Searching & Filtering
Text search
The search bar performs full-text search across filenames and all AI-generated tags. Try terms like explosion, piano, dark ambient, one-shot, or fast.
Negative search
Prefix any keyword with a - minus symbol to exclude results containing that tag. This is useful when a broad search returns unwanted categories alongside your target sounds.
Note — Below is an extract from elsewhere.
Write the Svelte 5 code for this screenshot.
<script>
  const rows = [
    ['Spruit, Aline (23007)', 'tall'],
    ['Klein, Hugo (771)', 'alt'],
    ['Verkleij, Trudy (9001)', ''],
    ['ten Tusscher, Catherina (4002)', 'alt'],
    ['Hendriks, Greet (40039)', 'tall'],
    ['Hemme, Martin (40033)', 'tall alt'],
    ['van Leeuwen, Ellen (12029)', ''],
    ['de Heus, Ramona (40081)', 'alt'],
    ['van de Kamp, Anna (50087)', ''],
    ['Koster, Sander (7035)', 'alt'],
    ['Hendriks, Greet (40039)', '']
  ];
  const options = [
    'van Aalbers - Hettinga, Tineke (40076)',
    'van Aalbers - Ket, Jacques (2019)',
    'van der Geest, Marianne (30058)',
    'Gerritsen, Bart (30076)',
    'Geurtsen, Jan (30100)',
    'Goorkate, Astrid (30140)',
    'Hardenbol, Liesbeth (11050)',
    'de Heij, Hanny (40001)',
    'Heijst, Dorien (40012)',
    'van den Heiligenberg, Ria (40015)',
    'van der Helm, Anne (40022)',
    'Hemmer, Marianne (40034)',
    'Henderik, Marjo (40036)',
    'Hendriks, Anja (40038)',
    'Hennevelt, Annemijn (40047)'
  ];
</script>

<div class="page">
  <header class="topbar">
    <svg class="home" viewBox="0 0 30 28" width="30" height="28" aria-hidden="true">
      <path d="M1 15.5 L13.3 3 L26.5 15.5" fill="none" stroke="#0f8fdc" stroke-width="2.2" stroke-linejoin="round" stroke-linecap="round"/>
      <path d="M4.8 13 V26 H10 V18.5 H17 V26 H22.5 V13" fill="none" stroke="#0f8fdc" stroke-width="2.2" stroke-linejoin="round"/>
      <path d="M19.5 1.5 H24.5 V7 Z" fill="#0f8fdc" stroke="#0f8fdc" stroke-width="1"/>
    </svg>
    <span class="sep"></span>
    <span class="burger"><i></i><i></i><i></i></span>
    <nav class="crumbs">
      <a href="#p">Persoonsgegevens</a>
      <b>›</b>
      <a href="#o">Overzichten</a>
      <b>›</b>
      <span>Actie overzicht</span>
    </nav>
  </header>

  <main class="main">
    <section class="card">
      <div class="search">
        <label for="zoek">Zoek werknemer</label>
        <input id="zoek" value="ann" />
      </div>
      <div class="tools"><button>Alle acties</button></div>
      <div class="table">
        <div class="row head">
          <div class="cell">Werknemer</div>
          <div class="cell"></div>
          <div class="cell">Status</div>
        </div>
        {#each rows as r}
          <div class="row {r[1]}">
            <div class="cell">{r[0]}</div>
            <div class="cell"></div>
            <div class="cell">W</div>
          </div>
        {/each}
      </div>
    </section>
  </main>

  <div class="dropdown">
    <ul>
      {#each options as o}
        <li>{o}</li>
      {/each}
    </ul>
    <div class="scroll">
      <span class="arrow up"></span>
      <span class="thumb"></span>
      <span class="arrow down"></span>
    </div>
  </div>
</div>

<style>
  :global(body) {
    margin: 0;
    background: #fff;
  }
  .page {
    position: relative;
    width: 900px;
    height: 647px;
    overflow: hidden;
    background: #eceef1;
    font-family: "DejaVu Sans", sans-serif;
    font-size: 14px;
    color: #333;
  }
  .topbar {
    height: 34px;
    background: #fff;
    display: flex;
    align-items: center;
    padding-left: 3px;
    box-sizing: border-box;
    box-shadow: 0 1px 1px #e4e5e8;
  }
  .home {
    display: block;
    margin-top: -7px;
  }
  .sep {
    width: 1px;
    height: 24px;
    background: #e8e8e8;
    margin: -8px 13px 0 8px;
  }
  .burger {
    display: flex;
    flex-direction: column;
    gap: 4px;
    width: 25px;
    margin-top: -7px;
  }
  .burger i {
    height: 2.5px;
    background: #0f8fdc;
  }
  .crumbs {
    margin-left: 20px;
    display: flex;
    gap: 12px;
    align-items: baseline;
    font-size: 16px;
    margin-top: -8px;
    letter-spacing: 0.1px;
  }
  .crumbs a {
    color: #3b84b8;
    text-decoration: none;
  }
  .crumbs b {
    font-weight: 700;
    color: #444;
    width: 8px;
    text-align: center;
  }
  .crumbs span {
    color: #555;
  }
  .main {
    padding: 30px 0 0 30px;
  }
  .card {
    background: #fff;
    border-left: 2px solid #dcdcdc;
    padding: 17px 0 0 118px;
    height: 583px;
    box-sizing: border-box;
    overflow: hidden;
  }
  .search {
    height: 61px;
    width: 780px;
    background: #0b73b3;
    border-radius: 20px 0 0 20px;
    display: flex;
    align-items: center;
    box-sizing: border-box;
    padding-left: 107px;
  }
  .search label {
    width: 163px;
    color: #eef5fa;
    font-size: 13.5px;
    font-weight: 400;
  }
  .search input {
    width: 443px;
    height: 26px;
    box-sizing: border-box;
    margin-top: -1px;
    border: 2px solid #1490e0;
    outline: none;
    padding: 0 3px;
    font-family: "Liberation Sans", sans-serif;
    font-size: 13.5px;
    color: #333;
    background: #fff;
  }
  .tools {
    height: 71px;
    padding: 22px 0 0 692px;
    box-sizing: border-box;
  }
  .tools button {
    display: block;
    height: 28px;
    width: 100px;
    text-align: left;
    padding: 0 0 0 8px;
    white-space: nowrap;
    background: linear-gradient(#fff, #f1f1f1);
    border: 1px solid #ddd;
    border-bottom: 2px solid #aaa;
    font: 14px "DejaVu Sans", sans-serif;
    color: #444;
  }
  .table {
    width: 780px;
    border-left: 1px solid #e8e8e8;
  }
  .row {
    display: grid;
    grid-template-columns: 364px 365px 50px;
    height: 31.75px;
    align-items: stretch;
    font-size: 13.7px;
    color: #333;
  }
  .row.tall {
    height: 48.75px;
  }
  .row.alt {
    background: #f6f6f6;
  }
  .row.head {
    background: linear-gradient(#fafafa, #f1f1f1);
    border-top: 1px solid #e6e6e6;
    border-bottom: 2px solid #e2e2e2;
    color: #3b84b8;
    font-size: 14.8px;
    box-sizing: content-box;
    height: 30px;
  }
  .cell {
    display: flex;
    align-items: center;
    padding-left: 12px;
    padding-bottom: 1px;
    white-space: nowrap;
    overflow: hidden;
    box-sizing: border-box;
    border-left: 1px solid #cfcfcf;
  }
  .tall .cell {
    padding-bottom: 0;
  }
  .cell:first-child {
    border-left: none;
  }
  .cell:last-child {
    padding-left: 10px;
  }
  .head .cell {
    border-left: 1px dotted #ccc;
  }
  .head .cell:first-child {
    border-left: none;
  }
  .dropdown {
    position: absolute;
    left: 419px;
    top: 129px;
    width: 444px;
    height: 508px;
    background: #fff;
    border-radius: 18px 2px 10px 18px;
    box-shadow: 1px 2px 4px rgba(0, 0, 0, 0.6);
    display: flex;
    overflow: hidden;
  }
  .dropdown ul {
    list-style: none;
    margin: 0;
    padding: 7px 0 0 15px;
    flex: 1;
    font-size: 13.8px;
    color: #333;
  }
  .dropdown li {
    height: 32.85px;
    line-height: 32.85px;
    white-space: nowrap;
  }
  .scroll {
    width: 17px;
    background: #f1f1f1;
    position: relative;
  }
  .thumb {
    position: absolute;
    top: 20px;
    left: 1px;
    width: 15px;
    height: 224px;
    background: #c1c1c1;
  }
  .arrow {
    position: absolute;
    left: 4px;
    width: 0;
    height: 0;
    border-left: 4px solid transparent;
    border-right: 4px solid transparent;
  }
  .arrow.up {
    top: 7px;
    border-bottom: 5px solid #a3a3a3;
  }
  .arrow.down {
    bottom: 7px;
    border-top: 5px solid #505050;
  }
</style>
squeal -animal → metal squeals only, no animal sounds impact -music → impact SFX with no musical results explosion -small → large explosions only rain -music -ambient → rain SFX excluding music and atmosphere tracks
Negative terms work across filenames and all AI tags — not just categories. Use -animal, -piano, -loop or any tag value you want to remove from results.
Sidebar filters
Click any filter in the sidebar to narrow results by category, type, tempo, energy, mood, or file format. Filters are additive — combine them freely.
Tag pill search
Click any tag pill on a file card to instantly filter by that tag value.
Duration filter
Enter min/max duration in seconds at the top of the results pane to find files of a specific length — useful for isolating one-shots, loops, or full tracks.
File actions
- Play button — previews the file directly in the browser
- Open folder — opens the file location in Explorer / Finder
- Copy path — copies the full file path to clipboard
- ⟳ Loop — toggles looping playback on/off. Turns green when active. Useful for testing whether a sound loops cleanly.
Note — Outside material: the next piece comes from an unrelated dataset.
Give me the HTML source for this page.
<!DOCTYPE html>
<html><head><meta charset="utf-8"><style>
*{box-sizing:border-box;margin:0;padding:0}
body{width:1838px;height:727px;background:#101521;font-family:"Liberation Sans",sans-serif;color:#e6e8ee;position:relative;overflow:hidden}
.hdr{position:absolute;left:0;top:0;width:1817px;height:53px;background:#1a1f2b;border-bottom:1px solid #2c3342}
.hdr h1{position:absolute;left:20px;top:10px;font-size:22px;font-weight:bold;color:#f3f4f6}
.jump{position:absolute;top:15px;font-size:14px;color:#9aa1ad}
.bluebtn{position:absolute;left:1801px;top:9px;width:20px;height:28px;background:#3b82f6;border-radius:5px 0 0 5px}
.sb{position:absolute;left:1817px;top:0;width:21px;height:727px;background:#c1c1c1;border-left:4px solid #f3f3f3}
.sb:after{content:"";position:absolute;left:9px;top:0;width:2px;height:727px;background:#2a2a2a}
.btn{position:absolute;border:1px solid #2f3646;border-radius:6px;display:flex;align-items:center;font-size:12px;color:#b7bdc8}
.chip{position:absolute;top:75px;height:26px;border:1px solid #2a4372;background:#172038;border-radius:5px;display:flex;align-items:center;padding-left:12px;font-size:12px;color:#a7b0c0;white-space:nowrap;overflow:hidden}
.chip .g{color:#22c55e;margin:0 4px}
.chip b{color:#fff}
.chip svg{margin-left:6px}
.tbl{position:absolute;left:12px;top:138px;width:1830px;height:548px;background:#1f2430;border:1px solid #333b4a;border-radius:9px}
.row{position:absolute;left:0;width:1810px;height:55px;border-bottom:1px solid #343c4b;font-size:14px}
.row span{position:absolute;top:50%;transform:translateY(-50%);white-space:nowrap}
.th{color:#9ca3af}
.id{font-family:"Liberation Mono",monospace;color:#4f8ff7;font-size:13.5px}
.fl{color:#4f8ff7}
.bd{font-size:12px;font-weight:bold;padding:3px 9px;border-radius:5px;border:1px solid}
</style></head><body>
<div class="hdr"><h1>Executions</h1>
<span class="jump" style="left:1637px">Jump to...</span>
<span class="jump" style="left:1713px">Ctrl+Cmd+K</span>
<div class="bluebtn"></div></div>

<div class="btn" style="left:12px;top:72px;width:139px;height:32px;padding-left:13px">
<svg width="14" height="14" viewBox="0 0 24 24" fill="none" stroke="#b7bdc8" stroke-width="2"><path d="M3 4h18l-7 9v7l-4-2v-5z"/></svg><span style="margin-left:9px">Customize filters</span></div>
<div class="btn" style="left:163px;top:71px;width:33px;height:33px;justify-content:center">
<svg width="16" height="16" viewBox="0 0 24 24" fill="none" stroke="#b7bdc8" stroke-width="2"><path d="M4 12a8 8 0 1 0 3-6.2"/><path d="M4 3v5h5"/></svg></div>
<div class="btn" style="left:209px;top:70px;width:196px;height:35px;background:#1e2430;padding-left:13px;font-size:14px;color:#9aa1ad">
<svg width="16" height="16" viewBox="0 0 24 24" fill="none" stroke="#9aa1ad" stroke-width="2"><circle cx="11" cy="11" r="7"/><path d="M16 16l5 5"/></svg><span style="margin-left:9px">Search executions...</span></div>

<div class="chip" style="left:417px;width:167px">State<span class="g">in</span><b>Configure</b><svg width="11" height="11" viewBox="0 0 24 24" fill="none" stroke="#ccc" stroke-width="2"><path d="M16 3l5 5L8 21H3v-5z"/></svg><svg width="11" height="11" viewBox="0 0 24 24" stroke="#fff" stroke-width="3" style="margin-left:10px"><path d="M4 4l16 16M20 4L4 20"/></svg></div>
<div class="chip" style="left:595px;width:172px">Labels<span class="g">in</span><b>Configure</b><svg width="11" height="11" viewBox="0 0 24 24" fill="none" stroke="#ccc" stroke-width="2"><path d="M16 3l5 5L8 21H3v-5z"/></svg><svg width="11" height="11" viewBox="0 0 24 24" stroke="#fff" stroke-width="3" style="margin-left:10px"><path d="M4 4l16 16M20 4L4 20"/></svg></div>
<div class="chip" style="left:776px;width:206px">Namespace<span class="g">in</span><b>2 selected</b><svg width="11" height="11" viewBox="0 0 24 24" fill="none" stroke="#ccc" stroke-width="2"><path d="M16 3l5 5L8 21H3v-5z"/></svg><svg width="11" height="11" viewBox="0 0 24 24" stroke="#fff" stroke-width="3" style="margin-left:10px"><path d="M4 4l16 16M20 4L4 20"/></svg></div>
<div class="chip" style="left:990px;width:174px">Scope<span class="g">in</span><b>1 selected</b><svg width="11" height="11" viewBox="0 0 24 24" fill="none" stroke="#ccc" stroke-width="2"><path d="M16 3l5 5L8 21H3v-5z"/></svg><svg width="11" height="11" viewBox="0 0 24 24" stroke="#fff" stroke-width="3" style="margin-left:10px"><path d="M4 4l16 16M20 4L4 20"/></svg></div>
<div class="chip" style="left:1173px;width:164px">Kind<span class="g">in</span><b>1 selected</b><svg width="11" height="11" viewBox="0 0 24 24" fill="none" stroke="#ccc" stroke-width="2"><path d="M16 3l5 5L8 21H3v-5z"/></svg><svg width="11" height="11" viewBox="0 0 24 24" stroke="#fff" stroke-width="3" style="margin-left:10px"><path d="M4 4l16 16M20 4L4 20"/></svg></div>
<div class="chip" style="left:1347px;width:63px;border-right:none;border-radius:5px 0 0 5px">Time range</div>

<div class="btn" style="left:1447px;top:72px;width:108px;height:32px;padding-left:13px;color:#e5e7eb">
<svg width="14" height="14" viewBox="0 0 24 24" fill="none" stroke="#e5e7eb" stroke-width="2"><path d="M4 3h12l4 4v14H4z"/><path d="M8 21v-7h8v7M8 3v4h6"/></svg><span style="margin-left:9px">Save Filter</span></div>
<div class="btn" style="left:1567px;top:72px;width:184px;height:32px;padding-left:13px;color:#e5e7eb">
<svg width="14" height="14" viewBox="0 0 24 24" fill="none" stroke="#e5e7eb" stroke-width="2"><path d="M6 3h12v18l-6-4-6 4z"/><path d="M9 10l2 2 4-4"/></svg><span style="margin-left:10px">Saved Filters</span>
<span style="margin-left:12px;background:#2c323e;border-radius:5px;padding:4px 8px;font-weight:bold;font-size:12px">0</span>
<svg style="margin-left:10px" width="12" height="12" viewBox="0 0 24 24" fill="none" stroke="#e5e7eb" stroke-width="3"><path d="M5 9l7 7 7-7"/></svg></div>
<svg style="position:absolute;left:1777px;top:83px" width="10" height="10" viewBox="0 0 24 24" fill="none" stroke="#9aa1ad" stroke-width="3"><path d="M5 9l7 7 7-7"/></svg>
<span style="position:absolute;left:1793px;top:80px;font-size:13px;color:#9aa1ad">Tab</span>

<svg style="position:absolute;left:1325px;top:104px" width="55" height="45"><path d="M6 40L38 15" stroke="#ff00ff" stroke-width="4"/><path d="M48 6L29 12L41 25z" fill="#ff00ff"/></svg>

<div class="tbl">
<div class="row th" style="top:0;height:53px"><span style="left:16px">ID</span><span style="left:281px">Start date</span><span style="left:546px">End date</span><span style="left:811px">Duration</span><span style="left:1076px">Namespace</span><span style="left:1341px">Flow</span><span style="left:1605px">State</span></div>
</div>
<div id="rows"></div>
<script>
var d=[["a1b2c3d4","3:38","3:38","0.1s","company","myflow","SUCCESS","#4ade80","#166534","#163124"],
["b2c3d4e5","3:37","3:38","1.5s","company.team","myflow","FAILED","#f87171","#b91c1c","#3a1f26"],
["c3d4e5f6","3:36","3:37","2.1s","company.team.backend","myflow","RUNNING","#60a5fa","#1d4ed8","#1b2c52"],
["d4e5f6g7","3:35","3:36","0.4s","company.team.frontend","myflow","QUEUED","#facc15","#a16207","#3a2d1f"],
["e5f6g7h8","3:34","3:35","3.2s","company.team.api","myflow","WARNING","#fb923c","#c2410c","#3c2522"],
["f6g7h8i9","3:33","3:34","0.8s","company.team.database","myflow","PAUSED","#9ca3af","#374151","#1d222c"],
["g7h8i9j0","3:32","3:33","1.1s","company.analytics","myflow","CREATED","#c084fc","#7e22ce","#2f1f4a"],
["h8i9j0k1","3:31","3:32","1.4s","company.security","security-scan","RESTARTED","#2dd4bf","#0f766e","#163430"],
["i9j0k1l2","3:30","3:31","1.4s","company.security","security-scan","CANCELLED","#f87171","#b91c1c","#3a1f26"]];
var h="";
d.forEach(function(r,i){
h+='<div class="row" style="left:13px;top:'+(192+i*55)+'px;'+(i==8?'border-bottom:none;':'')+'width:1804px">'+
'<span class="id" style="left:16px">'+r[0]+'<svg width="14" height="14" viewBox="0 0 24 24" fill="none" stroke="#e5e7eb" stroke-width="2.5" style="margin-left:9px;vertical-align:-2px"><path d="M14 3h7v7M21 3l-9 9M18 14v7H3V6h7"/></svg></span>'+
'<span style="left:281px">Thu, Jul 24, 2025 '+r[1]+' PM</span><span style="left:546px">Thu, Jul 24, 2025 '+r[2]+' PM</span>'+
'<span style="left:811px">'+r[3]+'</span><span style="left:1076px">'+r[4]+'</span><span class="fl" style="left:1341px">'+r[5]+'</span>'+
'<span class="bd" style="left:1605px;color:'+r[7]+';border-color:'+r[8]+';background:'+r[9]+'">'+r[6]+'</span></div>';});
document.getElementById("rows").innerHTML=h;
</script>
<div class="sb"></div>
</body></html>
- Speed selector — adjusts playback rate (0.5×, 0.75×, 1×, 1.5×, 2×). Useful for checking fast one-shots in slow motion or auditioning loops at different tempos.
Tag Reference
Every file receives tags across multiple categories. Here's what each category means and how it's generated.
| Category | Example values | Source |
|---|---|---|
| sound_event | Explosion, Rain, Piano, Gunshot, Dog, Thunder… | PANNs neural network — 527 AudioSet classes with confidence scores |
| category | sound effect, music, ambience / atmosphere, musical sfx | Derived from top PANNs results |
| type | one-shot, short clip, loop / stem, full track | Derived from file duration |
| tempo | very slow, slow, medium, fast, very fast | Derived from librosa BPM estimate |
| energy | quiet, medium energy, loud | Derived from RMS loudness in dB |
| mood | bright, dark | Derived from detected musical key mode (major/minor) |
| texture | tonal, noisy, warm, bright | Derived from spectral centroid and zero-crossing rate |
Music files also display BPM, musical key (e.g. A minor), loudness in dB, sample rate, and channel count in the card header.
Supported Formats
If your library came from a Mac or was distributed as a Mac zip, you may see ._filename files. These are Apple metadata stubs, not real audio. The tagger logs them as errors and skips them — this is expected behaviour.
Performance
| Mode | Speed per file | 10,000 files |
|---|---|---|
| NVIDIA GPU (CUDA) | 1–2 seconds (tested on RTX 2070) | ~3–6 hours |
| CPU (single worker) | 30–60 seconds | ~80–170 hours |
| CPU (4 workers) | ~15–20 seconds | ~40–55 hours |
For large libraries, start the tagger before you sleep. It's fully resumable — if anything interrupts it, just re-run the same command and it picks up where it left off.
FAQ
Does any data get uploaded to the internet?
No. All analysis runs locally on your machine. The only internet access is the one-time download of the PANNs model (~400 MB) from Zenodo.org.
Can I search while the tagger is still running?
Yes. Double-click Start Audio Library Local Server.bat in a second window and open localhost:5000. Files appear in search results as soon as they're tagged.
How do I add more folders to the library?
Double-click Scan Library.bat and enter the new folder path when prompted. Files are identified by a hash so there's no duplication — already-tagged files are skipped.
I see lots of errors for ._filename files
These are Apple macOS metadata stubs created when zipping on a Mac. From v1.0 onwards these are filtered out before scanning and will not appear in logs. If you see them, ensure you are running the latest version of tagger.py.
The PANNs model failed to load
On Windows, the panns_inference library sometimes tries to use wget which isn't available. Follow the manual model download steps in the Installation section to pre-download the files using PowerShell's built-in Invoke-WebRequest.
Can I run this on macOS or Linux?
Yes. The Open Folder button uses open -R on macOS and xdg-open on Linux automatically. GPU acceleration on macOS requires an NVIDIA GPU via CUDA (most Macs use Apple Silicon — CPU mode is recommended).